Work to do> Reproduce the records below in full and exactly, without their images.
** Begin Supplied records **
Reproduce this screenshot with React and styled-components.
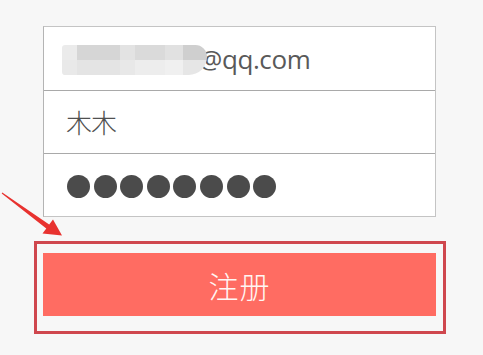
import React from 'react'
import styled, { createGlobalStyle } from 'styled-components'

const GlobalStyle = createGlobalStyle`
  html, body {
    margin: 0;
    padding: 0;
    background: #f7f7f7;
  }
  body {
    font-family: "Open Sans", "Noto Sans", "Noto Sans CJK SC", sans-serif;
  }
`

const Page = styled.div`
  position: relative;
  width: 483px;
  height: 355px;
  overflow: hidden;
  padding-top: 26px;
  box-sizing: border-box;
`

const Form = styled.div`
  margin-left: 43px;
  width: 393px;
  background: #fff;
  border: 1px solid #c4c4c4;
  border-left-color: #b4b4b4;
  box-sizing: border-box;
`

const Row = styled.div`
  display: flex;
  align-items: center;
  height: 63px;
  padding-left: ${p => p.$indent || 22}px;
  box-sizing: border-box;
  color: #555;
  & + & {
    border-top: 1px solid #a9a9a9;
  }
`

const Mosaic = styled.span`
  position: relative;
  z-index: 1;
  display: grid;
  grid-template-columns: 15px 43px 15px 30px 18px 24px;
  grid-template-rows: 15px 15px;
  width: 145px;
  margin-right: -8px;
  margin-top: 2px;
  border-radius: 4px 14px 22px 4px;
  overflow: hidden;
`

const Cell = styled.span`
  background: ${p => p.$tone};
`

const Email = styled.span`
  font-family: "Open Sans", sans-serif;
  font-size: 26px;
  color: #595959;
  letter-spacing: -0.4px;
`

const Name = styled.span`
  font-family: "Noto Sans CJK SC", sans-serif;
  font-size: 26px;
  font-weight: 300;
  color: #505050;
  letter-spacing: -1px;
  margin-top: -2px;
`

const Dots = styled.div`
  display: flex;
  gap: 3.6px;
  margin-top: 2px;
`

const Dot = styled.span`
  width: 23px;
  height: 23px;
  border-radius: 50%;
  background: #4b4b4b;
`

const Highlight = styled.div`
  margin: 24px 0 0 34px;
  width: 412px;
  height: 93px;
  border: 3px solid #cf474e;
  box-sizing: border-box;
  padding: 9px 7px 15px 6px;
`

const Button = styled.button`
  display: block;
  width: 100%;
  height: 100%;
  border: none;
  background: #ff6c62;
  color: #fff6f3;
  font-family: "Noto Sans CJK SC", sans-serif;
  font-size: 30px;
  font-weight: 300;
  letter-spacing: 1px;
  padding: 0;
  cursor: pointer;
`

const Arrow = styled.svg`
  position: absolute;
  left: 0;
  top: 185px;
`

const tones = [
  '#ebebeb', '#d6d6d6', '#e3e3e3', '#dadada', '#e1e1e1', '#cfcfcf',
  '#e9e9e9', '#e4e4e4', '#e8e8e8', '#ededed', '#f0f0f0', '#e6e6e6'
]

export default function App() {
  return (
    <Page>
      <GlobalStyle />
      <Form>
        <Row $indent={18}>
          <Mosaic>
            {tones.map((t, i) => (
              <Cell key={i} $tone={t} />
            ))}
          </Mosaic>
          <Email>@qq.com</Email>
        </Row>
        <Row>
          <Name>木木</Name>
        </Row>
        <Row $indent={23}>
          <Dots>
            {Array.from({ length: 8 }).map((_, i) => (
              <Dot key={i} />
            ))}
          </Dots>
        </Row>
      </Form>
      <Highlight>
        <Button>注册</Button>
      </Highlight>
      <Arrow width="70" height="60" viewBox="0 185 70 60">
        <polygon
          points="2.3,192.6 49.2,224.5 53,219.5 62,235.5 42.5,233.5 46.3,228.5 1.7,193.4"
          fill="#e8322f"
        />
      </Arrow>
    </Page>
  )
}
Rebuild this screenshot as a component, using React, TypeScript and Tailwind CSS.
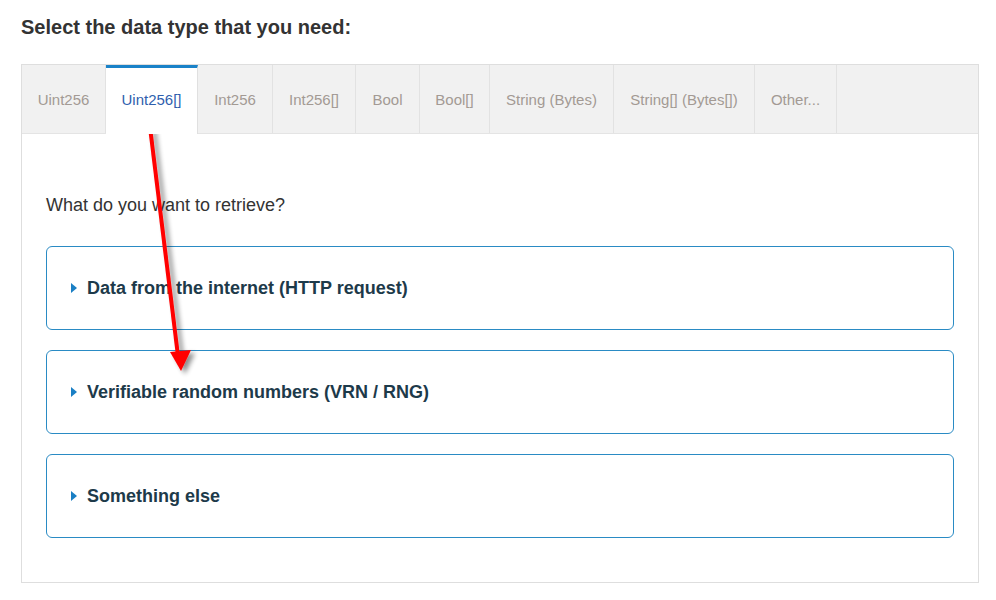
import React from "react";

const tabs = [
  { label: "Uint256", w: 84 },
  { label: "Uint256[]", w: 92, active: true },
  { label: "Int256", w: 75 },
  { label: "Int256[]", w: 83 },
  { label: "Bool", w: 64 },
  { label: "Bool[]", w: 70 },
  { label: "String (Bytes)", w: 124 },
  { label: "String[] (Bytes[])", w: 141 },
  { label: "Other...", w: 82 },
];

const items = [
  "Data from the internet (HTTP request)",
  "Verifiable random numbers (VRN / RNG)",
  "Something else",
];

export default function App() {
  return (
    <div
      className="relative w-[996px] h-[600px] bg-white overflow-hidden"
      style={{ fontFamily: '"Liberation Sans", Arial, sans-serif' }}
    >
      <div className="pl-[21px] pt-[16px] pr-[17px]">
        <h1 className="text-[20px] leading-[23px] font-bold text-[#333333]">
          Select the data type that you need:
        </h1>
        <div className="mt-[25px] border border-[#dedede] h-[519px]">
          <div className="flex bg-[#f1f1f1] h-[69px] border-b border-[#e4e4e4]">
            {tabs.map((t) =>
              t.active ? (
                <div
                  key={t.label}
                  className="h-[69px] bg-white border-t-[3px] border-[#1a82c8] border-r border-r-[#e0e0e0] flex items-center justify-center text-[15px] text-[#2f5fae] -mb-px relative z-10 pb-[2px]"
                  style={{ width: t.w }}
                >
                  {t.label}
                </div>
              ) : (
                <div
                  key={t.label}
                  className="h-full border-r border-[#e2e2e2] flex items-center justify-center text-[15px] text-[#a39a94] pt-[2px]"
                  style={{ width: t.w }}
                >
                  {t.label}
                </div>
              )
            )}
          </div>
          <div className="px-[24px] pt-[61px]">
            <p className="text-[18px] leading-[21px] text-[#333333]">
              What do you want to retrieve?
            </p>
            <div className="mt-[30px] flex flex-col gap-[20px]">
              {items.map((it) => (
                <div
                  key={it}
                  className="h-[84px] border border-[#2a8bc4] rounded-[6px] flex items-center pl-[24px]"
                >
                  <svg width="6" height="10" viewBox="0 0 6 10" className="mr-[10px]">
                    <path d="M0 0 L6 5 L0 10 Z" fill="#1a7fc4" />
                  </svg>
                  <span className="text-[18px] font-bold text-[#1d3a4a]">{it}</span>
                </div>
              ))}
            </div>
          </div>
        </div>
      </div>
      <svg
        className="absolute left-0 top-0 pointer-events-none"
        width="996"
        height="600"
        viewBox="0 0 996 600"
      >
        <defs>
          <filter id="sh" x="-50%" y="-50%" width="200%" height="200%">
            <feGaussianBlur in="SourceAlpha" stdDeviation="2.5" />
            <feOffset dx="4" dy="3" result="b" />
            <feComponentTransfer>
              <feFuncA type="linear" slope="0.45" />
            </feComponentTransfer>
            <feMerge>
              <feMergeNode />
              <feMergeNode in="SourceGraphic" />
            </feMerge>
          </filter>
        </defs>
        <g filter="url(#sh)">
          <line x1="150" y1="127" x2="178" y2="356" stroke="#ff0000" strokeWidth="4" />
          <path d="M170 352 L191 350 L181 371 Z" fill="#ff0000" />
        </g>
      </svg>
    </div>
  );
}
** End Supplied records **
Answer for the task>
Reproduce this screenshot with React and styled-components.
import React from 'react'
import styled, { createGlobalStyle } from 'styled-components'

const GlobalStyle = createGlobalStyle`
  html, body {
    margin: 0;
    padding: 0;
    background: #f7f7f7;
  }
  body {
    font-family: "Open Sans", "Noto Sans", "Noto Sans CJK SC", sans-serif;
  }
`

const Page = styled.div`
  position: relative;
  width: 483px;
  height: 355px;
  overflow: hidden;
  padding-top: 26px;
  box-sizing: border-box;
`

const Form = styled.div`
  margin-left: 43px;
  width: 393px;
  background: #fff;
  border: 1px solid #c4c4c4;
  border-left-color: #b4b4b4;
  box-sizing: border-box;
`

const Row = styled.div`
  display: flex;
  align-items: center;
  height: 63px;
  padding-left: ${p => p.$indent || 22}px;
  box-sizing: border-box;
  color: #555;
  & + & {
    border-top: 1px solid #a9a9a9;
  }
`

const Mosaic = styled.span`
  position: relative;
  z-index: 1;
  display: grid;
  grid-template-columns: 15px 43px 15px 30px 18px 24px;
  grid-template-rows: 15px 15px;
  width: 145px;
  margin-right: -8px;
  margin-top: 2px;
  border-radius: 4px 14px 22px 4px;
  overflow: hidden;
`

const Cell = styled.span`
  background: ${p => p.$tone};
`

const Email = styled.span`
  font-family: "Open Sans", sans-serif;
  font-size: 26px;
  color: #595959;
  letter-spacing: -0.4px;
`

const Name = styled.span`
  font-family: "Noto Sans CJK SC", sans-serif;
  font-size: 26px;
  font-weight: 300;
  color: #505050;
  letter-spacing: -1px;
  margin-top: -2px;
`

const Dots = styled.div`
  display: flex;
  gap: 3.6px;
  margin-top: 2px;
`

const Dot = styled.span`
  width: 23px;
  height: 23px;
  border-radius: 50%;
  background: #4b4b4b;
`

const Highlight = styled.div`
  margin: 24px 0 0 34px;
  width: 412px;
  height: 93px;
  border: 3px solid #cf474e;
  box-sizing: border-box;
  padding: 9px 7px 15px 6px;
`

const Button = styled.button`
  display: block;
  width: 100%;
  height: 100%;
  border: none;
  background: #ff6c62;
  color: #fff6f3;
  font-family: "Noto Sans CJK SC", sans-serif;
  font-size: 30px;
  font-weight: 300;
  letter-spacing: 1px;
  padding: 0;
  cursor: pointer;
`

const Arrow = styled.svg`
  position: absolute;
  left: 0;
  top: 185px;
`

const tones = [
  '#ebebeb', '#d6d6d6', '#e3e3e3', '#dadada', '#e1e1e1', '#cfcfcf',
  '#e9e9e9', '#e4e4e4', '#e8e8e8', '#ededed', '#f0f0f0', '#e6e6e6'
]

export default function App() {
  return (
    <Page>
      <GlobalStyle />
      <Form>
        <Row $indent={18}>
          <Mosaic>
            {tones.map((t, i) => (
              <Cell key={i} $tone={t} />
            ))}
          </Mosaic>
          <Email>@qq.com</Email>
        </Row>
        <Row>
          <Name>木木</Name>
        </Row>
        <Row $indent={23}>
          <Dots>
            {Array.from({ length: 8 }).map((_, i) => (
              <Dot key={i} />
            ))}
          </Dots>
        </Row>
      </Form>
      <Highlight>
        <Button>注册</Button>
      </Highlight>
      <Arrow width="70" height="60" viewBox="0 185 70 60">
        <polygon
          points="2.3,192.6 49.2,224.5 53,219.5 62,235.5 42.5,233.5 46.3,228.5 1.7,193.4"
          fill="#e8322f"
        />
      </Arrow>
    </Page>
  )
}
Rebuild this screenshot as a component, using React, TypeScript and Tailwind CSS.
import React from "react";

const tabs = [
  { label: "Uint256", w: 84 },
  { label: "Uint256[]", w: 92, active: true },
  { label: "Int256", w: 75 },
  { label: "Int256[]", w: 83 },
  { label: "Bool", w: 64 },
  { label: "Bool[]", w: 70 },
  { label: "String (Bytes)", w: 124 },
  { label: "String[] (Bytes[])", w: 141 },
  { label: "Other...", w: 82 },
];

const items = [
  "Data from the internet (HTTP request)",
  "Verifiable random numbers (VRN / RNG)",
  "Something else",
];

export default function App() {
  return (
    <div
      className="relative w-[996px] h-[600px] bg-white overflow-hidden"
      style={{ fontFamily: '"Liberation Sans", Arial, sans-serif' }}
    >
      <div className="pl-[21px] pt-[16px] pr-[17px]">
        <h1 className="text-[20px] leading-[23px] font-bold text-[#333333]">
          Select the data type that you need:
        </h1>
        <div className="mt-[25px] border border-[#dedede] h-[519px]">
          <div className="flex bg-[#f1f1f1] h-[69px] border-b border-[#e4e4e4]">
            {tabs.map((t) =>
              t.active ? (
                <div
                  key={t.label}
                  className="h-[69px] bg-white border-t-[3px] border-[#1a82c8] border-r border-r-[#e0e0e0] flex items-center justify-center text-[15px] text-[#2f5fae] -mb-px relative z-10 pb-[2px]"
                  style={{ width: t.w }}
                >
                  {t.label}
                </div>
              ) : (
                <div
                  key={t.label}
                  className="h-full border-r border-[#e2e2e2] flex items-center justify-center text-[15px] text-[#a39a94] pt-[2px]"
                  style={{ width: t.w }}
                >
                  {t.label}
                </div>
              )
            )}
          </div>
          <div className="px-[24px] pt-[61px]">
            <p className="text-[18px] leading-[21px] text-[#333333]">
              What do you want to retrieve?
            </p>
            <div className="mt-[30px] flex flex-col gap-[20px]">
              {items.map((it) => (
                <div
                  key={it}
                  className="h-[84px] border border-[#2a8bc4] rounded-[6px] flex items-center pl-[24px]"
                >
                  <svg width="6" height="10" viewBox="0 0 6 10" className="mr-[10px]">
                    <path d="M0 0 L6 5 L0 10 Z" fill="#1a7fc4" />
                  </svg>
                  <span className="text-[18px] font-bold text-[#1d3a4a]">{it}</span>
                </div>
              ))}
            </div>
          </div>
        </div>
      </div>
      <svg
        className="absolute left-0 top-0 pointer-events-none"
        width="996"
        height="600"
        viewBox="0 0 996 600"
      >
        <defs>
          <filter id="sh" x="-50%" y="-50%" width="200%" height="200%">
            <feGaussianBlur in="SourceAlpha" stdDeviation="2.5" />
            <feOffset dx="4" dy="3" result="b" />
            <feComponentTransfer>
              <feFuncA type="linear" slope="0.45" />
            </feComponentTransfer>
            <feMerge>
              <feMergeNode />
              <feMergeNode in="SourceGraphic" />
            </feMerge>
          </filter>
        </defs>
        <g filter="url(#sh)">
          <line x1="150" y1="127" x2="178" y2="356" stroke="#ff0000" strokeWidth="4" />
          <path d="M170 352 L191 350 L181 371 Z" fill="#ff0000" />
        </g>
      </svg>
    </div>
  );
}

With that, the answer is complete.